== WORK INSTRUCTIONS ==
What lines of the data include the string "components"? Copy them all.

== RECORDED DATA ==
----

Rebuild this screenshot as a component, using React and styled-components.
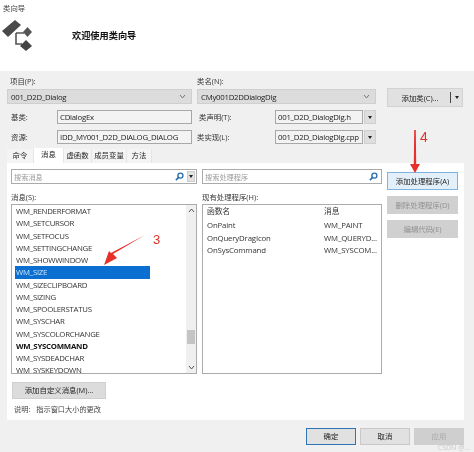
import React from "react";
import styled, { createGlobalStyle } from "styled-components";

const GlobalStyle = createGlobalStyle`
  html, body { margin: 0; padding: 0; background: #f0f0f0; }
  * { box-sizing: border-box; }
`;

const messages = [
  "WM_RENDERFORMAT",
  "WM_SETCURSOR",
  "WM_SETFOCUS",
  "WM_SETTINGCHANGE",
  "WM_SHOWWINDOW",
  "WM_SIZE",
  "WM_SIZECLIPBOARD",
  "WM_SIZING",
  "WM_SPOOLERSTATUS",
  "WM_SYSCHAR",
  "WM_SYSCOLORCHANGE",
  "WM_SYSCOMMAND",
  "WM_SYSDEADCHAR",
  "WM_SYSKEYDOWN",
];

const handlers = [
  ["OnPaint", "WM_PAINT"],
  ["OnQueryDragIcon", "WM_QUERYD..."],
  ["OnSysCommand", "WM_SYSCOM..."],
];

const tabs = ["命令", "消息", "虚函数", "成员变量", "方法"];

const Window = styled.div`
  position: relative;
  width: 474px;
  height: 452px;
  overflow: hidden;
  display: flex;
  flex-direction: column;
  background: #f0f0f0;
  color: #222;
  font: 7.8px/12px "Open Sans", "Noto Sans CJK SC", sans-serif;
  filter: blur(0.3px);
`;

const Header = styled.header`
  height: 71px;
  flex: none;
  background: #fff;
  padding: 3px 3px;
`;

const Caption = styled.div`
  font-size: 7.4px;
  line-height: 10px;
  color: #444;
`;

const Banner = styled.div`
  display: flex;
  align-items: center;
  margin: 7px 0 0 -1px;
`;

const Title = styled.h1`
  margin: 0 0 0 38px;
  font-size: 9.2px;
  font-weight: 700;
  color: #111;
`;

const Body = styled.div`
  flex: 1;
  padding: 4px 10px 0 7px;
`;

const TopForm = styled.div`
  display: grid;
  grid-template-columns: 185px 179px 76px;
  column-gap: 5px;
  height: 73px;
`;

const FormColumn = styled.div`
  display: flex;
  flex-direction: column;
`;

const SmallLabel = styled.div`
  height: 14px;
  padding-left: ${(p) => p.$indent || 0}px;
  font-size: 7.4px;
  color: #333;
`;

const Combo = styled.div`
  height: 15px;
  display: flex;
  align-items: center;
  justify-content: space-between;
  padding: 0 5px 0 3px;
  background: #dcdcdc;
  border: 1px solid #cfcfcf;
  color: #222;
  letter-spacing: -0.25px;
  white-space: nowrap;
  overflow: hidden;
`;

const FieldRow = styled.div`
  display: flex;
  align-items: center;
  height: 14px;
  margin-top: ${(p) => p.$top || 6}px;
`;

const FieldLabel = styled.label`
  flex: none;
  width: ${(p) => p.$width}px;
  padding-left: ${(p) => p.$indent}px;
  font-size: 7.4px;
  color: #333;
`;

const Field = styled.div`
  width: ${(p) => p.$width}px;
  height: 14px;
  padding: 0 2px;
  background: #f3f3f3;
  border: 1px solid #a8a8a8;
  color: #222;
  line-height: 12px;
  letter-spacing: -0.25px;
  white-space: nowrap;
  overflow: hidden;
`;

const DropButton = styled.div`
  width: 12px;
  height: 14px;
  margin-left: 1px;
  display: flex;
  align-items: center;
  justify-content: center;
  background: #dedede;
  border: 1px solid #cfcfcf;
`;

const Caret = styled.span`
  width: 0;
  height: 0;
  border-left: 2.5px solid transparent;
  border-right: 2.5px solid transparent;
  border-top: 3px solid #222;
`;

const SplitButton = styled.div`
  position: relative;
  top: 13px;
  left: 6px;
  height: 19px;
  display: flex;
  align-items: center;
  background: #e1e1e1;
  border: 1px solid #d2d2d2;
  font-size: 7.4px;
`;

const SplitLabel = styled.span`
  flex: 1;
  text-align: center;
  padding-left: 2px;
`;

const SplitDrop = styled.span`
  width: 12px;
  height: 11px;
  display: flex;
  align-items: center;
  justify-content: center;
  border-left: 1px solid #444;
`;

const TabStrip = styled.div`
  display: flex;
  align-items: flex-end;
  height: 15px;
  font-size: 7.4px;
`;

const Tab = styled.div`
  height: ${(p) => (p.$active ? 15 : 14)}px;
  width: ${(p) => p.$width}px;
  text-align: center;
  line-height: 13px;
  background: ${(p) => (p.$active ? "#fff" : "#f4f4f4")};
  border-right: 1px solid #e6e6e6;
`;

const Panel = styled.div`
  width: 457px;
  height: 257px;
  padding: 6px 5px 0 4px;
  display: grid;
  grid-template-columns: 186px 180px 71px;
  column-gap: 5px;
  background: #fff;
`;

const ListColumn = styled.div`
  display: flex;
  flex-direction: column;
`;

const SearchBox = styled.div`
  height: 15px;
  display: flex;
  align-items: center;
  padding-left: 2px;
  border: 1px solid #ababab;
  color: #9a9a9a;
  font-size: 7.2px;
`;

const SearchText = styled.span`
  flex: 1;
`;

const SearchIcon = styled.svg`
  width: 9px;
  height: 9px;
  margin-right: ${(p) => p.$gap}px;
`;

const SearchDrop = styled.span`
  width: 8px;
  height: 11px;
  margin-right: 1px;
  display: flex;
  align-items: center;
  justify-content: center;
  background: #e2e2e2;
  border: 1px solid #ccc;
`;

const ListLabel = styled.div`
  height: 20px;
  padding-top: 7px;
  font-size: 7.4px;
  color: #333;
`;

const ListBox = styled.div`
  position: relative;
  height: 170px;
  padding-left: 3px;
  border: 1px solid #ababab;
  overflow: hidden;
`;

const ListRow = styled.div`
  height: 12.25px;
  width: 135px;
  padding-left: 1px;
  line-height: 12px;
  letter-spacing: -0.25px;
  white-space: nowrap;
  font-weight: ${(p) => (p.$bold ? 700 : 400)};
  color: ${(p) => (p.$selected ? "#cfe4f7" : p.$bold ? "#111" : "#333")};
  background: ${(p) => (p.$selected ? "#0a6fd0" : "transparent")};
`;

const Scrollbar = styled.div`
  position: absolute;
  top: 0;
  right: 0;
  bottom: 0;
  width: 10px;
  display: flex;
  flex-direction: column;
  justify-content: space-between;
  align-items: center;
  padding: 3px 0;
  background: #f0f0f0;
`;

const ScrollThumb = styled.div`
  position: absolute;
  top: 125px;
  left: 1px;
  width: 8px;
  height: 14px;
  background: #c4c4c4;
`;

const ScrollArrow = styled.svg`
  width: 7px;
  height: 5px;
`;

const HandlerList = styled.div`
  height: 170px;
  padding: 0 4px;
  border: 1px solid #ababab;
`;

const HandlerRow = styled.div`
  display: grid;
  grid-template-columns: 117px 1fr;
  height: 12.4px;
  margin-top: ${(p) => p.$top || 0}px;
  line-height: 12px;
  letter-spacing: -0.15px;
  white-space: nowrap;
  color: #333;
`;

const ActionColumn = styled.div`
  display: flex;
  flex-direction: column;
  gap: 6px;
  padding-top: 3px;
`;

const ActionButton = styled.div`
  height: 18px;
  line-height: 16px;
  text-align: center;
  font-size: 7.4px;
  white-space: nowrap;
  color: ${(p) => (p.$disabled ? "#909090" : "#222")};
  background: ${(p) => (p.$primary ? "#e3eff9" : "#d0d0d0")};
  border: 1px solid ${(p) => (p.$primary ? "#7fb4e0" : "#d0d0d0")};
`;

const CustomButton = styled.div`
  width: 94px;
  height: 17px;
  margin: 8px 0 0 1px;
  line-height: 15px;
  text-align: center;
  font-size: 7.4px;
  white-space: nowrap;
  background: #dcdcdc;
  border: 1px solid #cfcfcf;
`;

const Description = styled.div`
  display: flex;
  gap: 6px;
  margin: 4px 0 0 3px;
  font-size: 7.2px;
  color: #444;
  white-space: nowrap;
`;

const Footer = styled.div`
  display: flex;
  justify-content: flex-end;
  gap: 4px;
  width: 457px;
  margin-top: 8px;
`;

const FooterButton = styled.div`
  width: ${(p) => p.$width}px;
  height: 17px;
  line-height: 15px;
  text-align: center;
  font-size: 7.4px;
  color: ${(p) => (p.$disabled ? "#aaa" : "#222")};
  background: ${(p) => (p.$disabled ? "#cfcfcf" : "#e1e1e1")};
  border: 1px solid ${(p) => (p.$default ? "#2f74b5" : p.$disabled ? "#cfcfcf" : "#c8c8c8")};
`;

const Annotation = styled.svg`
  position: absolute;
  inset: 0;
  width: 474px;
  height: 452px;
  pointer-events: none;
`;

const Marker = styled.span`
  position: absolute;
  left: ${(p) => p.$x}px;
  top: ${(p) => p.$y}px;
  font: ${(p) => p.$size}px/1 "Liberation Sans", sans-serif;
  color: #e0322c;
`;

const Watermark = styled.span`
  position: absolute;
  right: 4px;
  bottom: 1px;
  font: 7px/1 "Open Sans", sans-serif;
  color: #c9c9c9;
`;

const WizardIcon = () => (
  <svg width="32" height="32" viewBox="0 0 32 32">
    <path d="M0 11 L13 0 L19 5 L6 17 Z" fill="#4a4a4a" />
    <path d="M14 13 V24 H20 M14 13 H22" fill="none" stroke="#555" strokeWidth="1.6" />
    <path d="M21 12 L25.5 7 L30 12 L25.5 17 Z" fill="#555" />
    <path d="M18 26 L24 20 L30 26 L24 31 Z" fill="#444" />
  </svg>
);

const Magnifier = ({ gap }) => (
  <SearchIcon $gap={gap} viewBox="0 0 10 10">
    <circle cx="6" cy="4" r="2.8" fill="none" stroke="#2a6fb0" strokeWidth="1.5" />
    <path d="M4 6 L1 9" stroke="#2a6fb0" strokeWidth="1.8" />
  </SearchIcon>
);

export default function App() {
  return (
    <>
      <GlobalStyle />
      <Window>
        <Header>
          <Caption>类向导</Caption>
          <Banner>
            <WizardIcon />
            <Title>欢迎使用类向导</Title>
          </Banner>
        </Header>
        <Body>
          <TopForm>
            <FormColumn>
              <SmallLabel $indent={3}>项目(P):</SmallLabel>
              <Combo>
                001_D2D_Dialog
                <ScrollArrow viewBox="0 0 7 5">
                  <path d="M1 1 L3.5 4 L6 1" fill="none" stroke="#777" />
                </ScrollArrow>
              </Combo>
              <FieldRow>
                <FieldLabel $width={50} $indent={4}>基类:</FieldLabel>
                <Field $width={135}>CDialogEx</Field>
              </FieldRow>
              <FieldRow>
                <FieldLabel $width={50} $indent={4}>资源:</FieldLabel>
                <Field $width={135}>IDD_MY001_D2D_DIALOG_DIALOG</Field>
              </FieldRow>
            </FormColumn>
            <FormColumn>
              <SmallLabel>类名(N):</SmallLabel>
              <Combo>
                CMy001D2DDialogDlg
                <ScrollArrow viewBox="0 0 7 5">
                  <path d="M1 1 L3.5 4 L6 1" fill="none" stroke="#777" />
                </ScrollArrow>
              </Combo>
              <FieldRow>
                <FieldLabel $width={78} $indent={2}>类声明(T):</FieldLabel>
                <Field $width={88}>001_D2D_DialogDlg.h</Field>
                <DropButton><Caret /></DropButton>
              </FieldRow>
              <FieldRow>
                <FieldLabel $width={78} $indent={0}>类实现(L):</FieldLabel>
                <Field $width={88}>001_D2D_DialogDlg.cpp</Field>
                <DropButton><Caret /></DropButton>
              </FieldRow>
            </FormColumn>
            <div>
              <SplitButton>
                <SplitLabel>添加类(C)...</SplitLabel>
                <SplitDrop><Caret /></SplitDrop>
              </SplitButton>
            </div>
          </TopForm>

          <TabStrip>
            {tabs.map((tab, i) => (
              <Tab key={tab} $active={i === 1} $width={[27, 30, 28, 35, 25][i]}>{tab}</Tab>
            ))}
          </TabStrip>

          <Panel>
            <ListColumn>
              <SearchBox>
                <SearchText>搜索消息</SearchText>
                <Magnifier gap={3} />
                <SearchDrop><Caret /></SearchDrop>
              </SearchBox>
              <ListLabel>消息(S):</ListLabel>
              <ListBox>
                {messages.map((m) => (
                  <ListRow key={m} $selected={m === "WM_SIZE"} $bold={m === "WM_SYSCOMMAND"}>{m}</ListRow>
                ))}
                <Scrollbar>
                  <ScrollArrow viewBox="0 0 7 5">
                    <path d="M1 4 L3.5 1 L6 4" fill="none" stroke="#555" />
                  </ScrollArrow>
                  <ScrollThumb />
                  <ScrollArrow viewBox="0 0 7 5">
                    <path d="M1 1 L3.5 4 L6 1" fill="none" stroke="#555" />
                  </ScrollArrow>
                </Scrollbar>
              </ListBox>
              <CustomButton>添加自定义消息(M)...</CustomButton>
              <Description>
                <span>说明:</span>
                <span>指示窗口大小的更改</span>
              </Description>
            </ListColumn>

            <ListColumn>
              <SearchBox>
                <SearchText>搜索处理程序</SearchText>
                <Magnifier gap={3} />
              </SearchBox>
              <ListLabel>现有处理程序(H):</ListLabel>
              <HandlerList>
                <HandlerRow>
                  <span>函数名</span>
                  <span>消息</span>
                </HandlerRow>
                {handlers.map(([name, msg], i) => (
                  <HandlerRow key={name} $top={i === 0 ? 2 : 0}>
                    <span>{name}</span>
                    <span>{msg}</span>
                  </HandlerRow>
                ))}
              </HandlerList>
            </ListColumn>

            <ActionColumn>
              <ActionButton $primary>添加处理程序(A)</ActionButton>
              <ActionButton $disabled>删除处理程序(D)</ActionButton>
              <ActionButton $disabled>编辑代码(E)</ActionButton>
            </ActionColumn>
          </Panel>

          <Footer>
            <FooterButton $width={50} $default>确定</FooterButton>
            <FooterButton $width={50}>取消</FooterButton>
            <FooterButton $width={50} $disabled>应用</FooterButton>
          </Footer>
        </Body>

        <Annotation viewBox="0 0 474 452">
          <path d="M145 235 L113 254 L117 258 L104 265 L109 251 L111 253 Z" fill="#e8302a" />
          <path d="M414.2 130 L415.8 130 L416.2 164 L420 164 L415 173 L410 164 L413.8 164 Z" fill="#e8302a" />
        </Annotation>
        <Marker $x={153} $y={233} $size={13}>3</Marker>
        <Marker $x={420} $y={130} $size={14}>4</Marker>
        <Watermark>CSDN @...</Watermark>
      </Window>
    </>
  );
}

----

== REPLY TO THE TASK ==
Rebuild this screenshot as a component, using React and styled-components.
import styled, { createGlobalStyle } from "styled-components";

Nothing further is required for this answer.